I did develop some internal strength and I’m much better and working with authority. Before the Army, I had huge problems with bad bosses; since then I don’t.
Yet I wanted to find men to push me to achieve more than I ever thought I could, not just endure more idiocy and incompetence without telling somebody off. I put up with a lot of crap without blowing up, and I suppose that’s an accomplishment of sorts. However, growth entails not just enduring bad but also achieving something good. At the former the Army helped a great deal, at the latter not so much.
I suppose I also learned a bit about leadership. By the time I left Afghanistan, I was myself an NCO and had soldiers under me. Still, the focus of my job was less getting the most out of my soldiers and more shielding them from crap sent down from the top. Nevertheless, I was still respected in a way I hadn’t been before, and that counts for something.

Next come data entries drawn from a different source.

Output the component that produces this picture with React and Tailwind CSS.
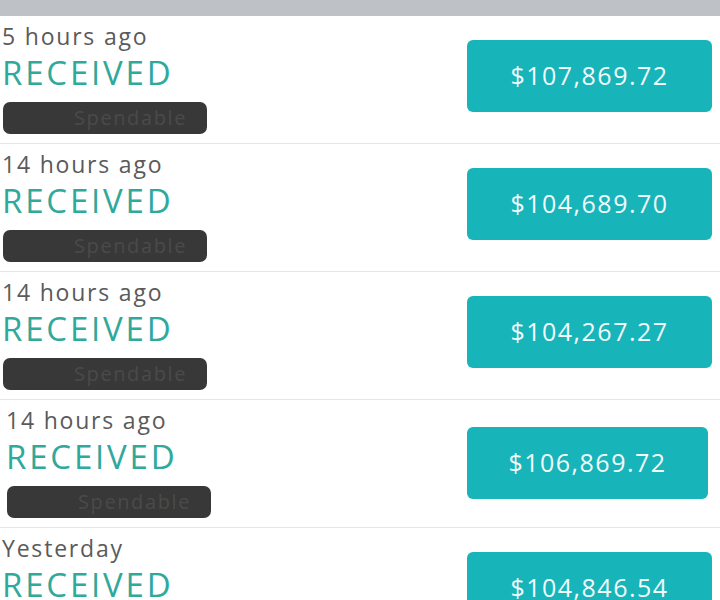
const rows = [
  { time: "5 hours ago", amount: "$107,869.72", shifted: false },
  { time: "14 hours ago", amount: "$104,689.70", shifted: false },
  { time: "14 hours ago", amount: "$104,267.27", shifted: false },
  { time: "14 hours ago", amount: "$106,869.72", shifted: true },
  { time: "Yesterday", amount: "$104,846.54", shifted: false },
];

const TxRow = ({ tx }) => (
  <div className="h-[128px] border-b border-[#e6e6e6] flex justify-between items-start">
    <div className={`flex flex-col pt-[6px] ${tx.shifted ? "pl-[6px]" : "pl-[2px]"}`}>
      <span className="text-[23px] leading-[28px] text-[#5a5a5a] tracking-[1.8px]">{tx.time}</span>
      <span className="text-[33px] leading-[36px] mt-[5px] text-[#2fa99c] tracking-[2.8px]">
        RECEIVED
      </span>
      <div className="mt-[11px] ml-[1px] w-[204px] h-[32px] rounded-[7px] bg-[#383838] flex items-center pl-[71px]">
        <span className="text-[20px] text-[#4a4a4a] tracking-[1.6px]">Spendable</span>
      </div>
    </div>
    <div
      className={`${
        tx.shifted ? "w-[241px] mr-[12px] mt-[27px]" : "w-[245px] mr-[8px] mt-[24px]"
      } h-[72px] rounded-[6px] bg-[#17b4b9] flex items-center justify-center`}
    >
      <span className="text-[25px] text-[#f2fbfb] tracking-[1.5px]">{tx.amount}</span>
    </div>
  </div>
);

export default function App() {
  return (
    <div className="w-[720px] h-[600px] overflow-hidden bg-white font-['Open_Sans',sans-serif]">
      <div className="h-[16px] bg-[#bec1c6]" />
      {rows.map((tx, i) => (
        <TxRow key={i} tx={tx} />
      ))}
    </div>
  );
}
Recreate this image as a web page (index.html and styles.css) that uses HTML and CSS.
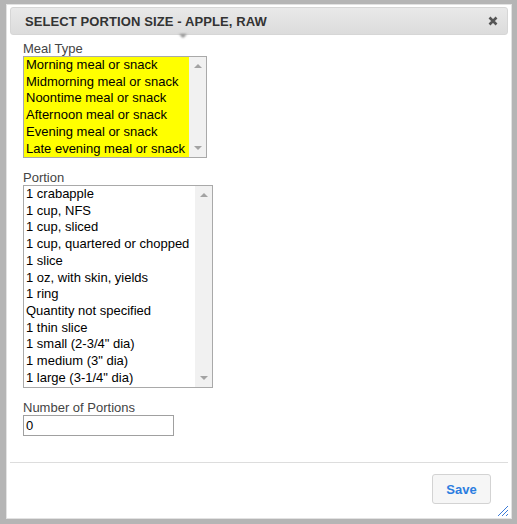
FILE: index.html
```html
<!DOCTYPE html>
<html>
<head>
<meta charset="utf-8">
<link rel="stylesheet" href="styles.css">
</head>
<body>
<div class="page">
  <div class="dialog">
    <div class="titlebar">
      <span class="title">SELECT PORTION SIZE - APPLE, RAW</span>
      <span class="close" aria-label="close">
        <svg width="10" height="10" viewBox="0 0 10 10"><path d="M1.5 1.5 L8.5 8.5 M8.5 1.5 L1.5 8.5" stroke="#555" stroke-width="2.6" stroke-linecap="butt"/></svg>
      </span>
    </div>
    <div class="tip-arrow"></div>
    <div class="content">
      <label class="lbl">Meal Type</label>
      <div class="listbox meal">
        <div class="items">
          <div class="opt sel">Morning meal or snack</div>
          <div class="opt sel">Midmorning meal or snack</div>
          <div class="opt sel">Noontime meal or snack</div>
          <div class="opt sel">Afternoon meal or snack</div>
          <div class="opt sel">Evening meal or snack</div>
          <div class="opt sel">Late evening meal or snack</div>
        </div>
        <div class="scrollbar">
          <span class="arrow up"></span>
          <span class="arrow down"></span>
        </div>
      </div>

      <label class="lbl gap">Portion</label>
      <div class="listbox portion">
        <div class="items">
          <div class="opt">1 crabapple</div>
          <div class="opt">1 cup, NFS</div>
          <div class="opt">1 cup, sliced</div>
          <div class="opt">1 cup, quartered or chopped</div>
          <div class="opt">1 slice</div>
          <div class="opt">1 oz, with skin, yields</div>
          <div class="opt">1 ring</div>
          <div class="opt">Quantity not specified</div>
          <div class="opt">1 thin slice</div>
          <div class="opt">1 small (2-3/4" dia)</div>
          <div class="opt">1 medium (3" dia)</div>
          <div class="opt">1 large (3-1/4" dia)</div>
        </div>
        <div class="scrollbar">
          <span class="arrow up"></span>
          <span class="arrow down"></span>
        </div>
      </div>

      <label class="lbl gap">Number of Portions</label>
      <div class="input">0</div>
    </div>
    <div class="buttonpane">
      <button class="btn">Save</button>
    </div>
    <svg class="resize" width="12" height="12" viewBox="0 0 12 12">
      <path d="M11 1 L1 11 M11 5 L5 11 M11 9 L9 11" stroke="#3b7bd8" stroke-width="1"/>
    </svg>
  </div>
</div>
</body>
</html>
```
FILE: styles.css
```css
html, body {
  margin: 0;
  padding: 0;
}
body {
  background: #b5b5b5;
  font-family: "Liberation Sans", Arial, sans-serif;
  width: 517px;
  height: 524px;
  overflow: hidden;
}
.page {
  padding: 4px 0 0 6px;
}
.dialog {
  position: relative;
  box-sizing: border-box;
  width: 506px;
  height: 515px;
  background: #fff;
  border: 1px solid #e2e2e2;
  padding: 2px 3px 3px 3px;
  display: flex;
  flex-direction: column;
}
.titlebar {
  box-sizing: border-box;
  height: 28px;
  border: 1px solid #d6d6d6;
  border-radius: 3px;
  background: linear-gradient(#e9e9e9, #dcdcdc);
  display: flex;
  align-items: center;
  justify-content: space-between;
  padding: 0 9px 0 14px;
}
.title {
  font-size: 13px;
  font-weight: bold;
  color: #333;
  letter-spacing: 0.1px;
}
.close {
  display: flex;
  width: 10px;
  height: 10px;
}
.tip-arrow {
  position: absolute;
  left: 172px;
  top: 29px;
  width: 0;
  height: 0;
  border-left: 4px solid transparent;
  border-right: 4px solid transparent;
  border-top: 4px solid #8a8a8a;
  filter: blur(1px);
}
.content {
  flex: 1;
  padding: 6px 13px 0 13px;
}
.lbl {
  display: block;
  font-size: 13px;
  line-height: 15px;
  color: #444;
}
.lbl.gap {
  margin-top: 12px;
}
.listbox {
  box-sizing: border-box;
  display: flex;
  border: 1px solid #a9a9a9;
  background: #fff;
}
.listbox.meal {
  width: 184px;
  height: 102px;
}
.listbox.portion {
  width: 190px;
  height: 203px;
}
.items {
  flex: 1;
  overflow: hidden;
}
.opt {
  font-size: 13px;
  line-height: 16.72px;
  height: 16.72px;
  padding-left: 2px;
  color: #000;
  white-space: nowrap;
}
.opt.sel {
  background: #ffff00;
}
.scrollbar {
  width: 17px;
  background: #f1f1f1;
  display: flex;
  flex-direction: column;
  justify-content: space-between;
  align-items: center;
  padding: 7px 0 7px 0;
}
.arrow {
  width: 0;
  height: 0;
  border-left: 4px solid transparent;
  border-right: 4px solid transparent;
}
.arrow.up {
  border-bottom: 4px solid #a3a3a3;
}
.arrow.down {
  border-top: 4px solid #a3a3a3;
}
.input {
  box-sizing: border-box;
  width: 151px;
  height: 21px;
  border: 1px solid #a0a0a0;
  font-size: 13px;
  line-height: 19px;
  padding-left: 2px;
  color: #000;
}
.buttonpane {
  height: 53px;
  border-top: 1px solid #dddddd;
  display: flex;
  justify-content: flex-end;
  align-items: flex-start;
  padding: 11px 17px 0 0;
  box-sizing: border-box;
}
.btn {
  box-sizing: border-box;
  width: 59px;
  height: 30px;
  border: 1px solid #d3d3d3;
  border-radius: 3px;
  background: #f6f6f6;
  color: #2b7de0;
  font-family: "Liberation Sans", Arial, sans-serif;
  font-size: 13px;
  font-weight: bold;
  padding: 0;
}
.resize {
  position: absolute;
  right: 2px;
  bottom: 1px;
}
```
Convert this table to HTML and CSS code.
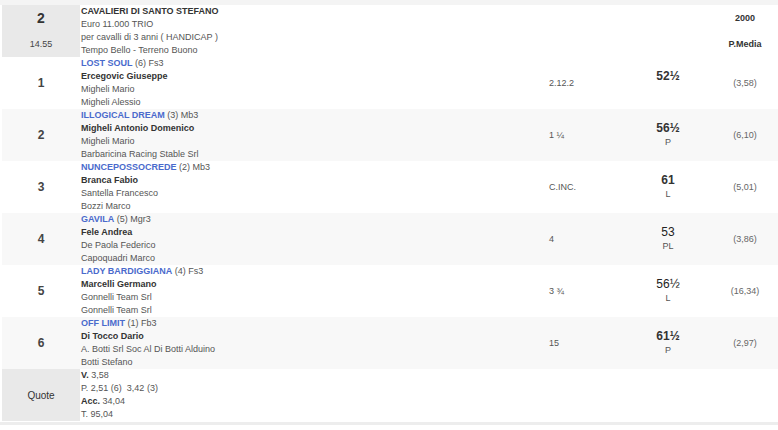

However, knowing full well that there were plenty of idiots in the military even prior to its feminization, it used to be a largely male space, somewhere that a guy who didn’t have the best father could go to learn a bit of what he should have learned earlier. It may still be that way for Navy SEAL’s, but probably not for much longer.
Yet as more women join the “best of the best,” we’ll soon discover that not enough of the truly best want to be there. Men will abandon military responsibilities like they’ve abandoned so many others. One day we’ll wake up and realize we actually need tough men to defend us, inspiring yet more cries of “Where have all the good men gone?”